[YOUR TASK]: Copy out the listing that follows, exact in every word, and skip the images.

[GIVEN DATA]:
────────────────
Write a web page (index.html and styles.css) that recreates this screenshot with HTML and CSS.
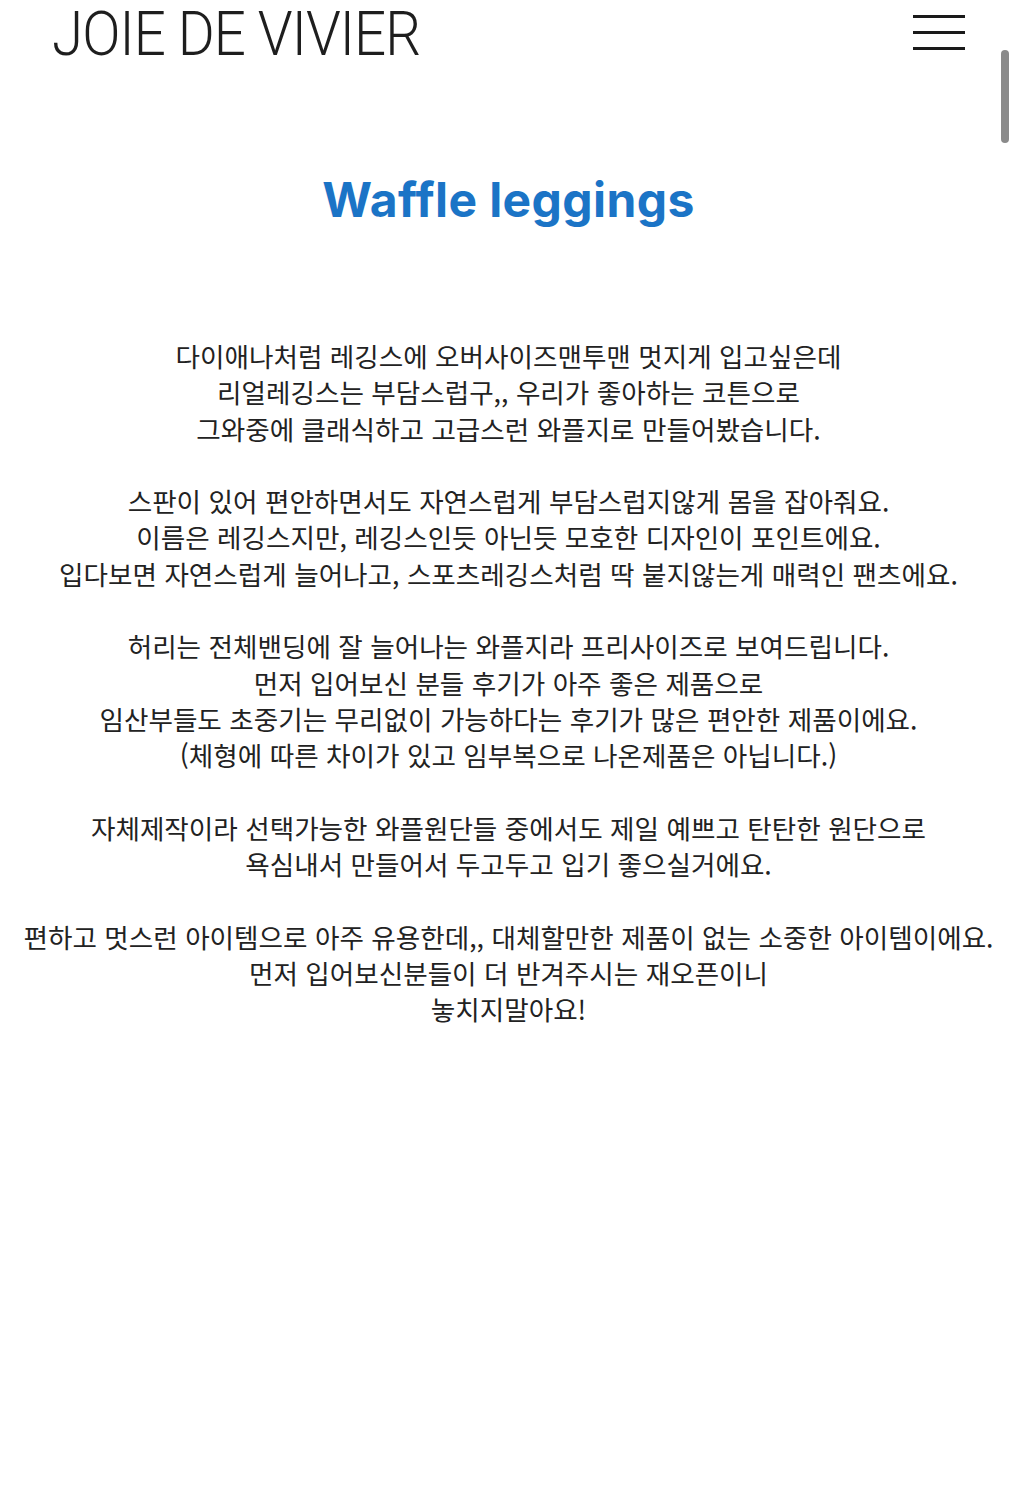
FILE: index.html
```html
<!DOCTYPE html>
<html lang="ko">
<head>
<meta charset="utf-8">
<title>Waffle leggings</title>
<link rel="stylesheet" href="styles.css">
</head>
<body>
<header class="top">
  <div class="logo">JOIE DE VIVIER</div>
  <button class="menu" aria-label="menu">
    <span></span><span></span><span></span>
  </button>
</header>
<div class="scrollbar"></div>
<main class="content">
  <h1 class="title">Waffle leggings</h1>
  <div class="desc">
    <p>다이애나처럼 레깅스에 오버사이즈맨투맨 멋지게 입고싶은데<br>리얼레깅스는 부담스럽구,, 우리가 좋아하는 코튼으로<br>그와중에 클래식하고 고급스런 와플지로 만들어봤습니다.</p>
    <p>스판이 있어 편안하면서도 자연스럽게 부담스럽지않게 몸을 잡아줘요.<br>이름은 레깅스지만, 레깅스인듯 아닌듯 모호한 디자인이 포인트에요.<br>입다보면 자연스럽게 늘어나고, 스포츠레깅스처럼 딱 붙지않는게 매력인 팬츠에요.</p>
    <p>허리는 전체밴딩에 잘 늘어나는 와플지라 프리사이즈로 보여드립니다.<br>먼저 입어보신 분들 후기가 아주 좋은 제품으로<br>임산부들도 초중기는 무리없이 가능하다는 후기가 많은 편안한 제품이에요.<br>(체형에 따른 차이가 있고 임부복으로 나온제품은 아닙니다.)</p>
    <p>자체제작이라 선택가능한 와플원단들 중에서도 제일 예쁘고 탄탄한 원단으로<br>욕심내서 만들어서 두고두고 입기 좋으실거에요.</p>
    <p>편하고 멋스런 아이템으로 아주 유용한데,, 대체할만한 제품이 없는 소중한 아이템이에요.<br>먼저 입어보신분들이 더 반겨주시는 재오픈이니<br>놓치지말아요!</p>
  </div>
</main>
</body>
</html>
```
FILE: styles.css
```css
html, body {
  margin: 0;
  padding: 0;
  background: #ffffff;
}
body {
  font-family: "Noto Sans CJK KR", "Noto Sans", sans-serif;
  color: #222222;
}
.top {
  display: flex;
  justify-content: space-between;
  align-items: flex-start;
  padding: 0 52px 0 52px;
  height: 80px;
}
.logo {
  font-family: "Roboto", sans-serif;
  font-weight: 300;
  font-size: 61px;
  line-height: 68px;
  color: #1e1e1e;
  letter-spacing: -1px;
  transform-origin: left top;
  transform: scaleX(0.926);
  white-space: nowrap;
}
.menu {
  display: flex;
  flex-direction: column;
  gap: 13.5px;
  margin-top: 15px;
  padding: 0;
  border: 0;
  background: none;
}
.menu span {
  display: block;
  width: 52px;
  height: 2.5px;
  background: #1a1a1a;
}
.scrollbar {
  position: absolute;
  left: 1001px;
  top: 50px;
  width: 8px;
  height: 93px;
  border-radius: 4px;
  background: #8a8a8a;
}
.content {
  text-align: center;
}
.title {
  margin: 92px 0 0 0;
  font-family: "Inter", "Roboto", sans-serif;
  font-weight: 700;
  font-size: 48px;
  line-height: 56px;
  color: #1b74c6;
  font-variant-ligatures: none;
  letter-spacing: 0.4px;
}
.desc {
  margin-top: 110px;
  font-size: 26.6px;
  line-height: 36.3px;
  color: #222222;
}
.desc p {
  margin: 0 0 36.3px 0;
}
```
────────────────
[RESULT OF THIS EXERCISE]:
Write a web page (index.html and styles.css) that recreates this screenshot with HTML and CSS.
FILE: index.html
```html
<!DOCTYPE html>
<html lang="ko">
<head>
<meta charset="utf-8">
<title>Waffle leggings</title>
<link rel="stylesheet" href="styles.css">
</head>
<body>
<header class="top">
  <div class="logo">JOIE DE VIVIER</div>
  <button class="menu" aria-label="menu">
    <span></span><span></span><span></span>
  </button>
</header>
<div class="scrollbar"></div>
<main class="content">
  <h1 class="title">Waffle leggings</h1>
  <div class="desc">
    <p>다이애나처럼 레깅스에 오버사이즈맨투맨 멋지게 입고싶은데<br>리얼레깅스는 부담스럽구,, 우리가 좋아하는 코튼으로<br>그와중에 클래식하고 고급스런 와플지로 만들어봤습니다.</p>
    <p>스판이 있어 편안하면서도 자연스럽게 부담스럽지않게 몸을 잡아줘요.<br>이름은 레깅스지만, 레깅스인듯 아닌듯 모호한 디자인이 포인트에요.<br>입다보면 자연스럽게 늘어나고, 스포츠레깅스처럼 딱 붙지않는게 매력인 팬츠에요.</p>
    <p>허리는 전체밴딩에 잘 늘어나는 와플지라 프리사이즈로 보여드립니다.<br>먼저 입어보신 분들 후기가 아주 좋은 제품으로<br>임산부들도 초중기는 무리없이 가능하다는 후기가 많은 편안한 제품이에요.<br>(체형에 따른 차이가 있고 임부복으로 나온제품은 아닙니다.)</p>
    <p>자체제작이라 선택가능한 와플원단들 중에서도 제일 예쁘고 탄탄한 원단으로<br>욕심내서 만들어서 두고두고 입기 좋으실거에요.</p>
    <p>편하고 멋스런 아이템으로 아주 유용한데,, 대체할만한 제품이 없는 소중한 아이템이에요.<br>먼저 입어보신분들이 더 반겨주시는 재오픈이니<br>놓치지말아요!</p>
  </div>
</main>
</body>
</html>
```
FILE: styles.css
```css
html, body {
  margin: 0;
  padding: 0;
  background: #ffffff;
}
body {
  font-family: "Noto Sans CJK KR", "Noto Sans", sans-serif;
  color: #222222;
}
.top {
  display: flex;
  justify-content: space-between;
  align-items: flex-start;
  padding: 0 52px 0 52px;
  height: 80px;
}
.logo {
  font-family: "Roboto", sans-serif;
  font-weight: 300;
  font-size: 61px;
  line-height: 68px;
  color: #1e1e1e;
  letter-spacing: -1px;
  transform-origin: left top;
  transform: scaleX(0.926);
  white-space: nowrap;
}
.menu {
  display: flex;
  flex-direction: column;
  gap: 13.5px;
  margin-top: 15px;
  padding: 0;
  border: 0;
  background: none;
}
.menu span {
  display: block;
  width: 52px;
  height: 2.5px;
  background: #1a1a1a;
}
.scrollbar {
  position: absolute;
  left: 1001px;
  top: 50px;
  width: 8px;
  height: 93px;
  border-radius: 4px;
  background: #8a8a8a;
}
.content {
  text-align: center;
}
.title {
  margin: 92px 0 0 0;
  font-family: "Inter", "Roboto", sans-serif;
  font-weight: 700;
  font-size: 48px;
  line-height: 56px;
  color: #1b74c6;
  font-variant-ligatures: none;
  letter-spacing: 0.4px;
}
.desc {
  margin-top: 110px;
  font-size: 26.6px;
  line-height: 36.3px;
  color: #222222;
}
.desc p {
  margin: 0 0 36.3px 0;
}
```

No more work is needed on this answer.